Location
- Sangarapillai Road Manipay, Jaffna District Sri Lanka 9°42′53.10″N 79°59′44.40″E﻿ / ﻿9.7147500°N 79.9956667°E

Information
- School type: Public National (APS) 1AB
- Motto: For God and Country (கடவுளுக்காகவும், நாட்டுக்காகவும்)
- Founded: 4 July 1910
- Founder: Mr.V.Sangarapillai
- School district: Valikamam Education Zone
- Authority: Ministry of Education (Sri Lanka)
- Category: National School
- School number: 1012020
- Principal: Mr.T.Thileepkumar
- Teaching staff: 121
- Grades: 6-13
- Gender: Boys
- Age range: 11-19
- Houses: Sundarar, Sambandar, Manikkar and Vakeesar
- Colors: Red and Blue

= Manipay Hindu College =

Manipay Hindu College (மானிப்பாய் இந்து கல்லூரி Māṉippāy Intu Kallūri, මනිපායි හින්දු විද්‍යාලය Manipayi Hindu Vidyalaya) is a provincial school in Manipay, Sri Lanka. The college was founded by A. V. Sangarapillai, father of Senator Sir Sangarapillai Pararajasingam.

== Motto, Vision and Mission ==

=== Motto ===
For God and Country

=== Vision ===
To develop good citizens with social adaptability multi disciplinary abilities.

=== Mission ===
Organising resources and opportunities effectively to attain optional dedicate stage in physical, mental, social and spiritual activities of students.

== Principals ==

| Year | Name |
|---|---|
| 2024 - date | Mr.T.Thileepkumar (Acting Principal) |
| 2020 - 2024 | Mr.S.Ilango |
| 2018 – 2020 | Mr.S.Indrakumar (Acting Principal) |
| 2015 – 2018 | Mr.S.Indrabala (Acting Principal) |
| 2005 – 2015 | Mr.S.Sivaneswaran |
| 2004 – 2005 | Mr.K.Jeganathan (Acting Principal) |
| 1998 – 2003 | Mr.K.Shanmuganathan |
| 1989 – 1998 | Late Mr.C.Kesavarajan |
| 1983 – 1989 | Late Mr.S.V.Mahesavelu |
| 1983 | Late Mr.V.Suntharalingam (Acting Principal) |
| 1979 – 1983 | Late Mr.S.T.Chari |
| 1972 – 1979 | Late Mr.S.Perairavar |
| 1956 – 1972 | Late Mr.K.Muttuvetpillai |
| 1952 – 1955 | Late Mr.C.Navaratnam |
| 1922 – 1952 | Late Mr.Veerasingham |
| 1921 – 1922 | Late Mr.S.Mayilvakanam (Swami Vipulanndar) |
| 1920 – 1921 | Late Mr.S.Sivapathasundaram (Acting Principal) |
| 1917 – 1920 | Late Mr.T.H.Crossette |
| 1915 – 1917 | Late Mr.T.P.Hudson |
| 1914 – 1915 | Late Mr.M.Sabaratnasinghe (Acting Principal) |
| 1913 – 1914 | Late Mr.G.Shiva Rao |
| 1911 – 1913 | Late Mr.P.Sabapathipillai |
| 1910 – 1911 | Late Mr.S.Veerasamipillai |

== Houses ==
The students are divided among four houses named Sambandar, Sundarar, Manikkar and Vakeesar.

| House Name | Colour |
|---|---|
| Sundarar | 🟩 Green |
| Sambandar | 🟥 Red |
| Manikkar | 🟦 Blue |
| Vakeesar | 🟨 Yellow |

The houses are named from the four foremost Nayanars (or Nayanmars) of Tamil Hindu saints.

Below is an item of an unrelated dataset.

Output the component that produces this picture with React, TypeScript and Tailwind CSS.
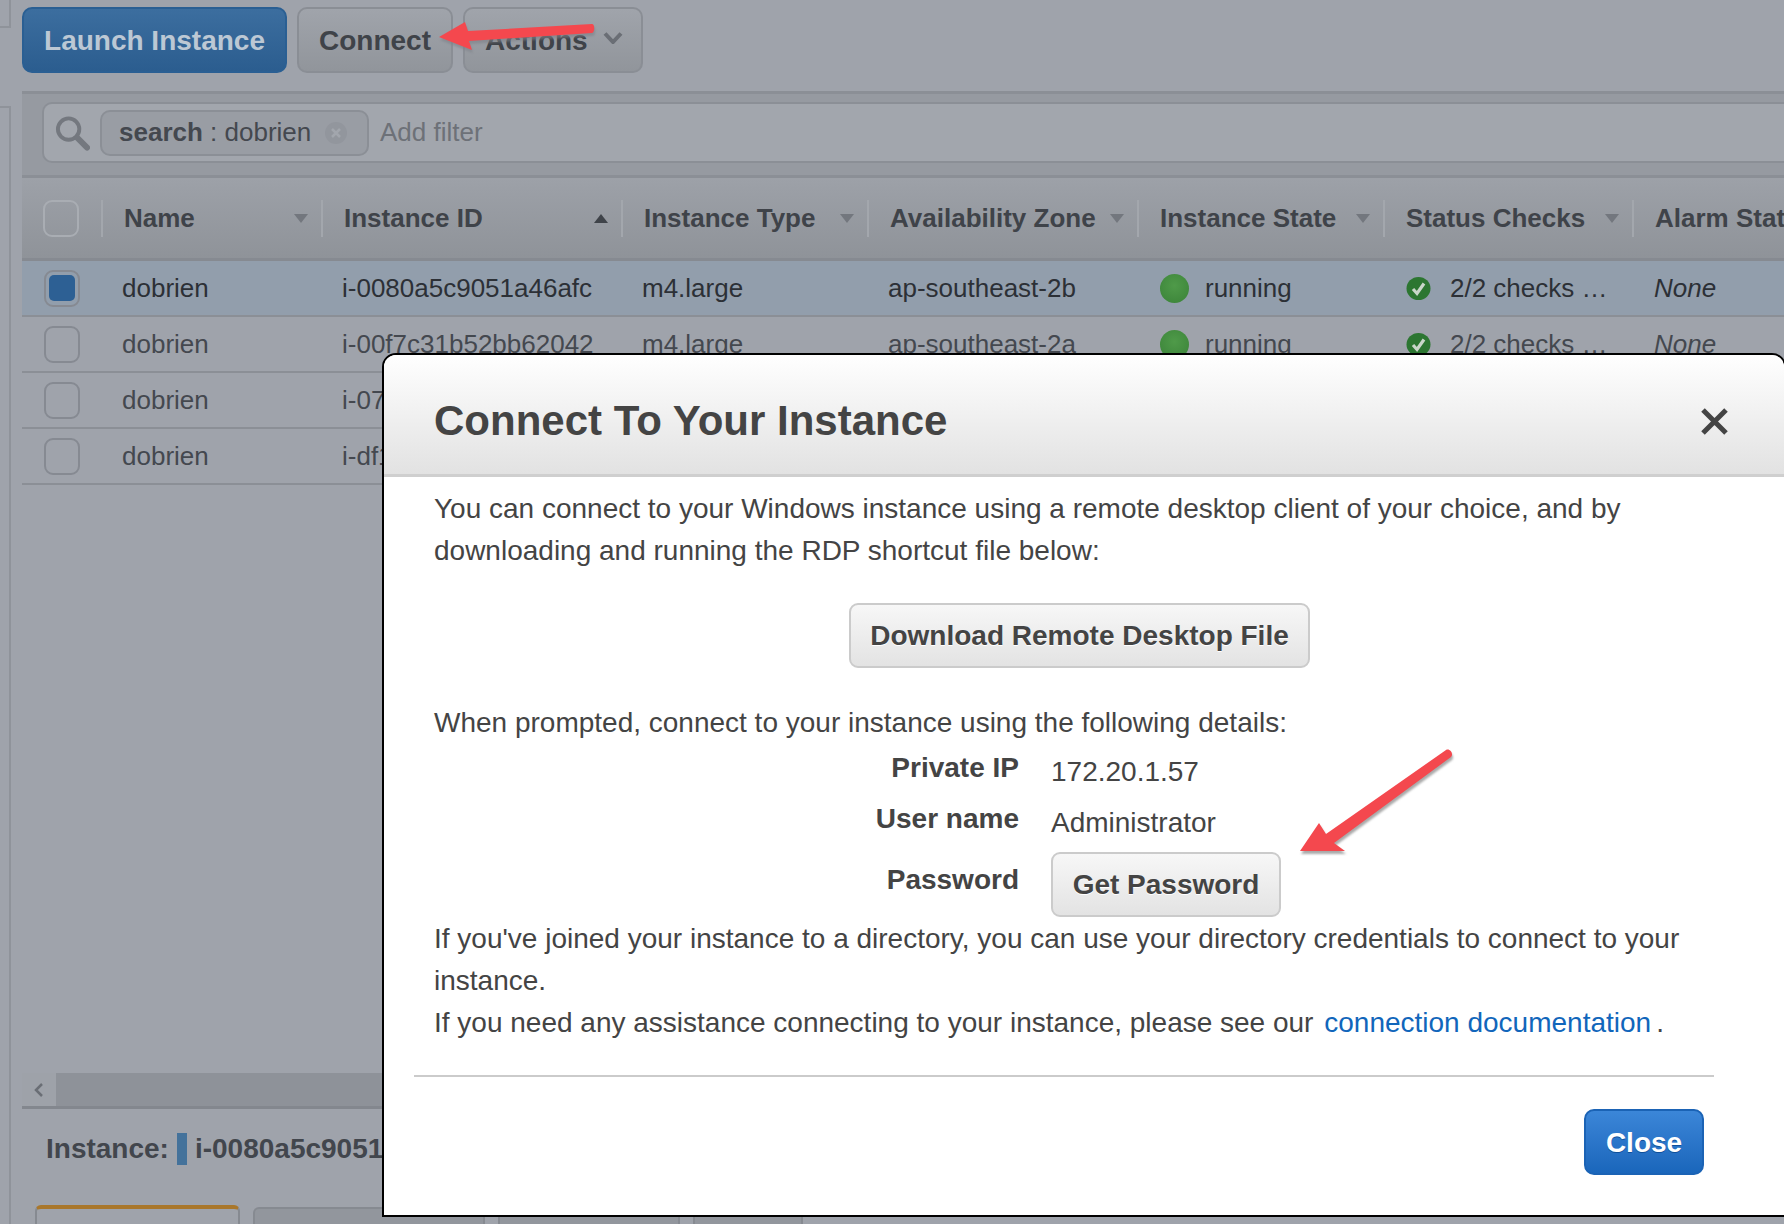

An annual sport of athletics among these houses held in the middle of the first term.

== Old Students Association (OSA) ==
Manipay Hindu College Old Students Association (OSA) was formed in 1917. The main purpose of the OSA was to keep former pupils in touch with each other and the school.

In 1980, Manipay Hindu College OSA was registered as approved charity under section 31 (9) of Island Revenue Act. (Gazette No 80 of 14/03/1980)

Manipay Hindu College, OSA has branches in Colombo, London, Toronto, Montreal, Sydney and Melbourne.